The SuperCam Instrument for the Mars 2020 Rover

In mid-2019, the SuperCam instrument was installed aboard NASA's Mars 2020 rover, which is scheduled for launch in July 2020 and a landing at Jezero crater in February 2021. SuperCam is a collaboration between Los Alamos National Laboratory (LANL; the lead institution) and the Institut de Recherche en Astrophysique et Planetologie (IRAP), funded by the French Space Agency (CNES) and with contributions by universities and laboratories in France, Spain, and Denmark. SuperCam integrates a number of observation techniques into a single instrument, which builds on the design heritage of ChemCam, a laser induced breakdown spectroscopy (LIBS) instrument aboard the Curiosity rover.

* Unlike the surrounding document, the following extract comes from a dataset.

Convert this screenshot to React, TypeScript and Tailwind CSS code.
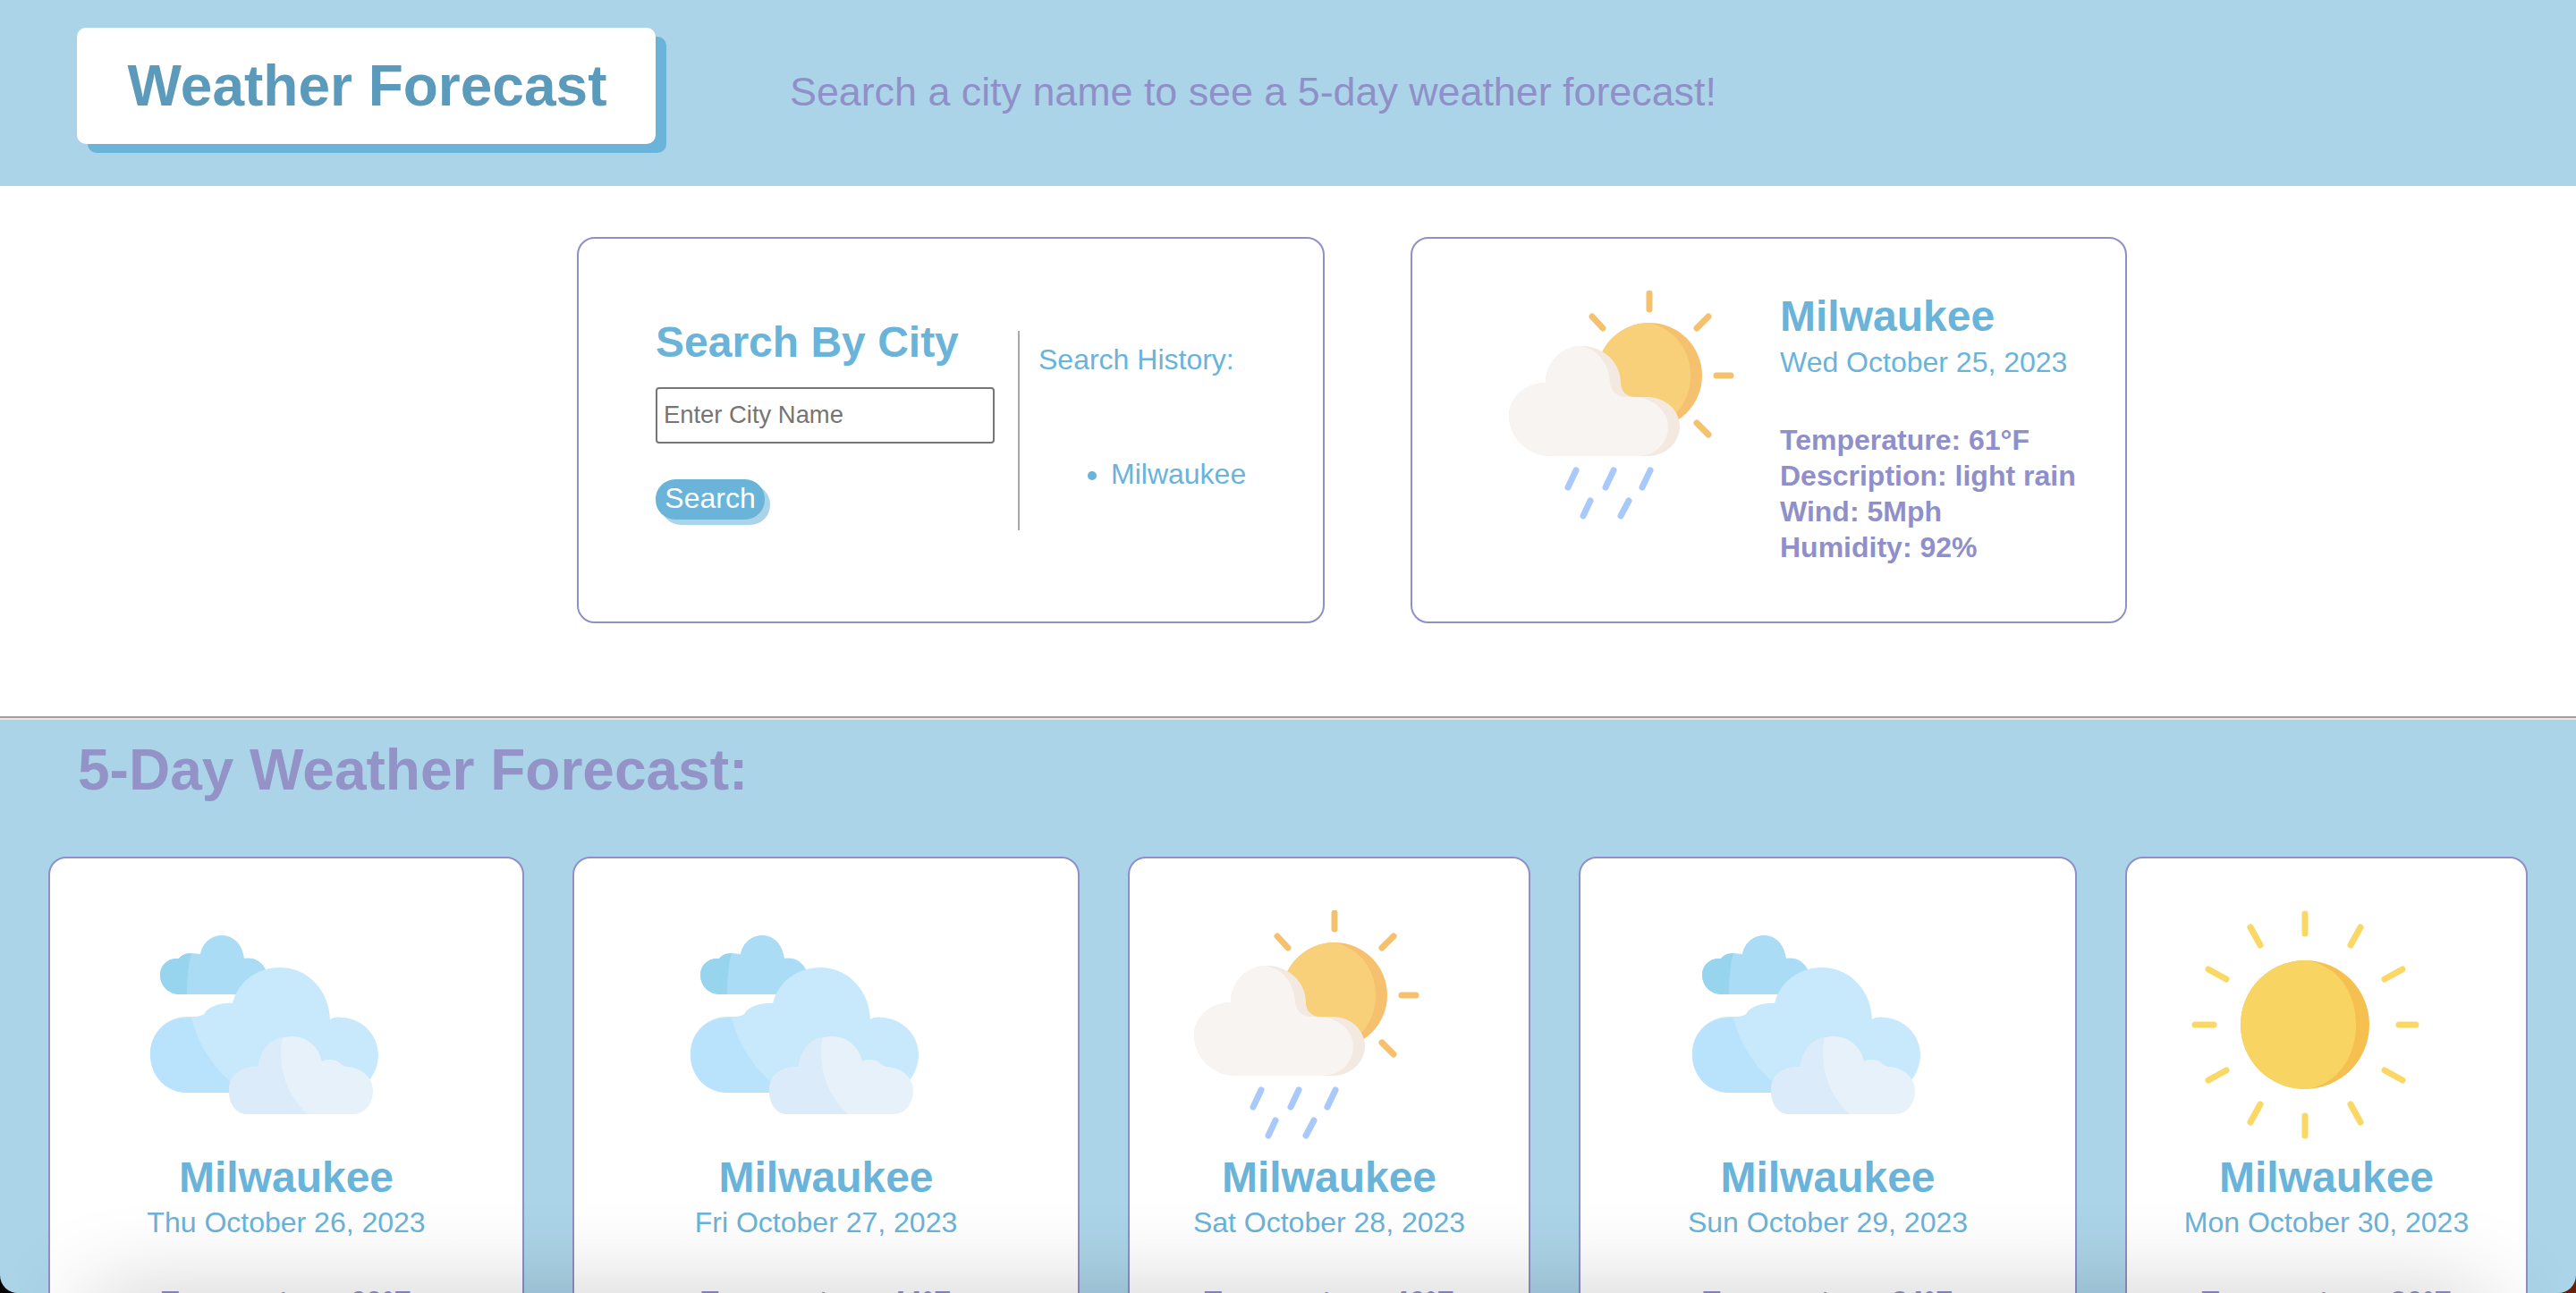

While retaining ChemCam's LIBS mode, SuperCam adds a remote Raman spectroscopy mode, an infrared spectrometer (IR), a microphone, and improves upon ChemCam's greyscale context imager with a color imager. This paper will give a broad overview of the SuperCam instrument, which is divided into three portions: the LANL-built SuperCam Body Unit (SCBU), the French-built SuperCam Mast Unit (SCMU), and the Spanish-built SuperCam Calibration Target (SCCT). The instrument operational modes will be detailed, explaining how the instrument as a whole is used to collect and process its data within the context of the Mars 2020 rover. Next, we will detail LANL's design, integration, and testing of the SCBU. The SCBU is installed inside the rover's body and features an optical demultiplexer feeding a set of three spectrometers, which are digitized by three charge-coupled devices (CCDs) from e2v, controlled by a low-noise spectrometer electronics module. The longest-wavelength visible-range spectrometer employs high-throughput transmission optics and an image intensifier to amplify and electronically gate the incoming light in Raman mode. This transmission spectrometer is powered and controlled by a high voltage power supply, designed and built at LANL. A low voltage power supply converts rover power to voltages used by the instrument. The command and data handling (C&DH) module features a Leon-3-based processor and a field programmable gate array for custom logic, along with a memory array. Instrument flight software architecture will be presented, with a focus on the body unit and mast unit functionality divide. The test qualification scheme will be detailed, with information on instrument optical performance testing.